= Tropical Cyclone Heat Potential =

Non-conventional oceanographic parameters

Tropical Cyclone Heat Potential (TCHP) is one of such non-conventional oceanographic parameters influencing the tropical cyclone intensity. The relationship between Sea Surface Temperature (SST) and cyclone intensity has been long studied in statistical intensity prediction schemes such as the National Hurricane Center Statistical Hurricane Intensity Prediction Scheme (SHIPS) and Statistical Typhoon Intensity Prediction Scheme (STIPS). STIPS is run at the Naval Research Laboratory in Monterey, California, and is provided to Joint Typhoon Warning Centre (JTWC) to make cyclone intensity forecasts in the western North Pacific, South Pacific, and Indian Oceans. In most of the cyclone models, SST is the only oceanographic parameter representing heat exchange.
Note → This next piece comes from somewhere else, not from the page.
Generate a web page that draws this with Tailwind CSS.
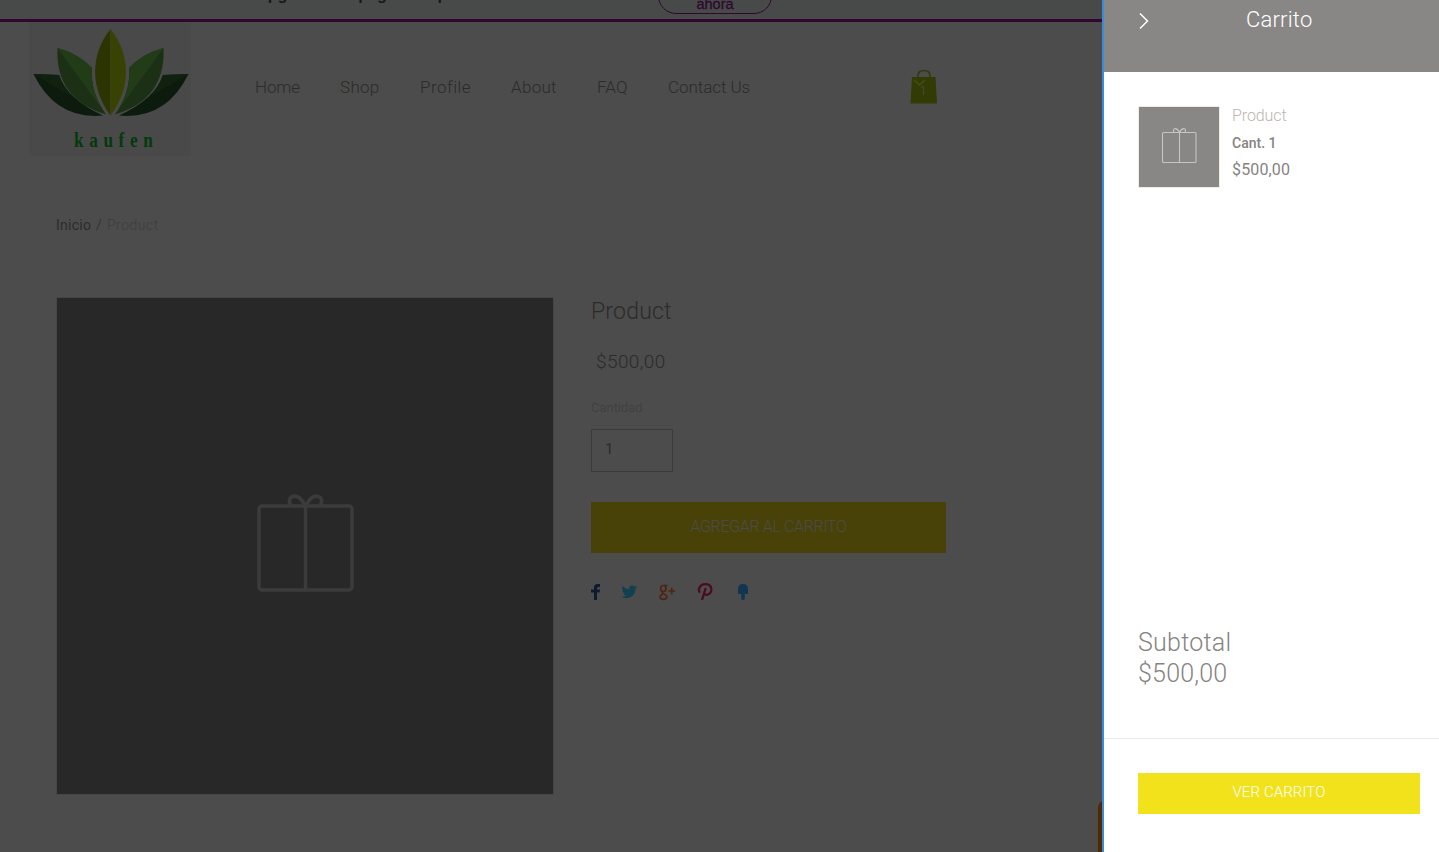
<!DOCTYPE html>
<html lang="es">
<head>
<meta charset="utf-8">
<title>Carrito</title>
<script src="https://cdn.jsdelivr.net/npm/@tailwindcss/browser@4"></script>
</head>
<body class="relative w-[1439px] h-[852px] overflow-hidden bg-[#4c4c4c] font-['Roboto',sans-serif] font-light text-[#2b2b2b]">
<div class="flex h-[22px] items-start border-b-3 border-[#300730] bg-[#474a48] pl-[225px] overflow-hidden font-['Liberation_Sans',sans-serif]">
  <p class="-mt-[15px] w-[433px] shrink-0 whitespace-nowrap text-[16px] leading-[20px] font-bold text-[#161818]">Haz upgrade a tu página de primera con tu dominio</p>
  <a class="-mt-[22px] flex h-[36px] w-[114px] shrink-0 items-end justify-center rounded-[18px] border border-[#300730] text-[14.500px] leading-[18px] font-normal text-[#300730] [-webkit-text-stroke:0.3px_#300730]">ahora</a>
</div>
<header class="flex h-[134px] pl-[29px]">
  <div class="w-[162px] bg-[#494949]">
    <svg class="block" width="162" height="134" viewBox="29 22 162 134">
      <path d="M33.500 74 59 75Q67 99 103 115.500Q56 120 33.500 74Z" fill="#0c1b0e"/>
      <path d="M33.500 74 59 75Q63 86 72 97Z" fill="#10210f"/>
      <path d="M188.500 74 163 75Q155 99 119 115.500Q166 120 188.500 74Z" fill="#0c1b0e"/>
      <path d="M188.500 74 163 75Q159 86 150 97Z" fill="#10210f"/>
      <path d="M57.500 48Q79 54 92 68Q90 92 106 114.500Q55 99 57.500 48Z" fill="#1b3015"/>
      <path d="M57.500 48Q79 54 92 68Q90 92 106 114.500Z" fill="#233c18"/>
      <path d="M163.500 48Q142 54 129 68Q131 92 115 114.500Q166 99 163.500 48Z" fill="#1b3015"/>
      <path d="M163.500 48Q142 54 129 68Q131 92 115 114.500Z" fill="#233c18"/>
      <path d="M110.500 29C90 55 90 88 110.500 115.500Z" fill="#2c3402"/>
      <path d="M110.500 29C131 55 131 88 110.500 115.500Z" fill="#384203"/>
      <g transform="translate(74 147) scale(.78 1)"><text font-family="Liberation Serif" font-weight="700" font-size="22" textLength="101" lengthAdjust="spacing" fill="#033a0b">kaufen</text></g>
    </svg>
  </div>
  <nav class="ml-[64px] mt-[54px] flex h-6 w-[655px] items-start text-[17px] leading-[22px]">
    <a class="w-[85px] -tracking-[0.1px]">Home</a><a class="w-20 tracking-[0.3px]">Shop</a><a class="w-[91px] tracking-[0.5px]">Profile</a><a class="w-[86px] tracking-[0.3px]">About</a><a class="w-[71px] tracking-[0.1px]">FAQ</a><a class="-tracking-[0.05px]">Contact Us</a>
  </nav>
  <svg class="mt-[47px]" width="28" height="35" viewBox="910 69 28 35">
    <path d="M912 77H935.500L937 103.500H910.500Z" fill="#323b03"/>
    <path d="M918 79V76Q918 70.500 924 70.500T930 76V79" fill="none" stroke="#323b03" stroke-width="1.600"/>
    <path d="M914 80 919.500 85 925 80" fill="none" stroke="#404b10" stroke-width="2"/>
    <text x="919.500" y="95" font-family="Roboto" font-weight="300" font-size="13" fill="#4c4c4c">1</text>
  </svg>
</header>
<main class="px-[56px] pt-[58px]">
  <nav class="flex h-[22px] items-center text-[14px] leading-[22px]">
    <a class="w-[40px] font-normal tracking-[0.25px]">Inicio</a><span class="w-[11px]">/</span><span class="tracking-[0.5px] text-[#3e3e3e]">Product</span>
  </nav>
  <section class="mt-[61px] flex items-start">
    <div class="flex size-[498px] items-center justify-center border border-[#454545] bg-[#282828]">
      <svg class="-mt-[6px]" width="98" height="98" viewBox="0 0 98 98" fill="none" stroke="#3b3b3b" stroke-width="3.500">
        <rect x="3" y="12" width="93" height="84" rx="3"/><path d="M49.500 12V96M36 12C32.500 9.500 32.500 5 35.500 3C41.500 0 45.500 5 49.500 12C53.500 5 57.500 0 63.500 3C66.500 5 66.500 9.500 63 12"/>
      </svg>
    </div>
    <div class="ml-[37px] w-[355px]">
      <h1 class="pt-px text-[23px] leading-7 tracking-[0.2px]">Product</h1>
      <p class="mt-[24px] pl-[5px] text-[19px] leading-6 tracking-[0.4px]">$500,00</p>
      <label class="mt-[26px] block text-[13px] leading-4 tracking-[0.05px] text-[#3c3c3c]">Cantidad</label>
      <div class="mt-[13px] flex h-[43px] w-[82px] items-center border border-[#3b3b3b] pl-[13px] pb-[3px] text-[15px] font-normal">1</div>
      <button class="mt-[30px] block h-[51px] w-full bg-[#484208] pb-px text-[16px] -tracking-[0.35px] text-[#4c4c4c]"><span class="whitespace-nowrap">AGREGAR AL CARRITO</span></button>
      <svg class="mt-[29px] block" width="160" height="20" viewBox="591 582 160 20">
        <path d="M594 600V592.500H591V589.500H594V587.500Q594 584 597.500 584H600V587H598.500Q597 587 597 588.500V589.500H600L599.600 592.500H597V600Z" fill="#111a30"/>
        <path transform="translate(621.500 584) scale(.65)" d="M23.950 4.570a10 10 0 01-2.820.770 4.960 4.960 0 002.160-2.720c-.95.550-2 .950-3.130 1.180a4.920 4.920 0 00-8.380 4.480C7.690 8.100 4.070 6.130 1.640 3.160a4.820 4.820 0 00-.67 2.480c0 1.710.870 3.210 2.190 4.100a4.900 4.900 0 01-2.230-.620v.060a4.920 4.920 0 003.950 4.830 5 5 0 01-2.210.080 4.940 4.940 0 004.600 3.420A9.870 9.870 0 010 19.540a14 14 0 007.550 2.210c9.050 0 14-7.500 14-13.980 0-.210 0-.420-.020-.630a9.940 9.940 0 002.460-2.550z" fill="#11404e"/>
        <g fill="none" stroke="#4f2412" stroke-width="1.700"><ellipse cx="663.300" cy="588.500" rx="2.700" ry="3"/><path d="M664 585.500H667.500M663 591.500Q661 593 664 594C668 595.500 667.500 599.300 663.500 599.300S659 595.500 662.500 594.500M668.500 591H675M671.700 587.800V594.200"/></g>
        <path d="M699.800 592.800C697.500 589 700 584.200 705.500 584.200C711.500 584.200 712.500 589.500 710.500 592.700C708.500 595.800 704.500 595.200 703.800 593.200M705.700 588L702 600" fill="none" stroke="#4c0a20" stroke-width="2.200"/>
        <path d="M738 594V589Q738 584 743 584T748 589V594H744.700V599Q744.700 600 743 600T741.300 599V594Z" fill="#123652"/>
      </svg>
    </div>
  </section>
</main>
<div class="absolute left-[1098px] top-[800px] h-[60px] w-8 rounded-tl-lg bg-[#4e2b03]"></div>
<aside class="absolute right-0 top-0 flex h-[852px] w-[337px] flex-col border-l-2 border-[#398bdc] bg-white text-[#868381]">
  <header class="flex h-[72px] shrink-0 items-start bg-[#898785] text-white">
    <svg class="ml-[35px] mt-[12px]" width="11" height="18" viewBox="0 0 11 18" fill="none" stroke="white" stroke-width="1.500"><path d="M1 1.500 8.500 9 1 16.500"/></svg>
    <h2 class="ml-[96px] mt-[6px] text-[22px] leading-7 tracking-[0.2px]">Carrito</h2>
  </header>
  <div class="flex flex-1 items-start pl-[34px] pt-[34px]">
    <div class="flex size-[82px] items-center justify-center border border-[#efebe5] bg-[#898785]">
      <svg class="-mt-[3px]" width="36" height="37" viewBox="0 0 36 37" fill="none" stroke="#c6c5c3" stroke-width="1.100"><rect x="1.500" y="5.500" width="33.500" height="30" rx="1"/><path d="M18.500 5.500V35.500M13.500 5.500C12 4.500 12 2.500 13.500 1.800C15.500 1 17 2.500 18.500 5.500C20 2.500 21.500 1 23.500 1.800C25 2.500 25 4.500 23.500 5.500"/></svg>
    </div>
    <div class="ml-[12px]">
      <p class="text-[16px] leading-[20px] -tracking-[0.1px] text-[#b9b5b1]">Product</p>
      <p class="mt-[8px] text-[14px] leading-[18px] font-medium tracking-[0px]">Cant. 1</p>
      <p class="mt-[8px] text-[16px] leading-5 font-normal tracking-[0.15px]">$500,00</p>
    </div>
  </div>
  <div class="h-[112px] shrink-0 border-b border-[#efeae3] pl-[34px] text-[25px] leading-[31px]">
    <p class="tracking-[0.25px]">Subtotal</p><p class="tracking-[0.2px]">$500,00</p>
  </div>
  <footer class="h-[113px] shrink-0 pl-[34px] pt-[34px]">
    <button class="block h-[41px] w-[282px] bg-[#f1e21b] pb-[3px] text-[15px] tracking-[0.1px] text-white"><span>VER CARRITO</span></button>
  </footer>
</aside>
</body>
</html>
However, cyclones have long been known to interact with the deeper layers of ocean rather than sea surface alone. Using a coupled ocean atmospheric model, Mao et al., concluded that the rate of intensification and final intensity of cyclone were sensitive to the initial spatial distribution of the mixed layer rather than to SST alone. Similarly, Namias and Canyan observed patterns of lower atmospheric anomalies being more consistent with the upper ocean thermal structure variability than SST.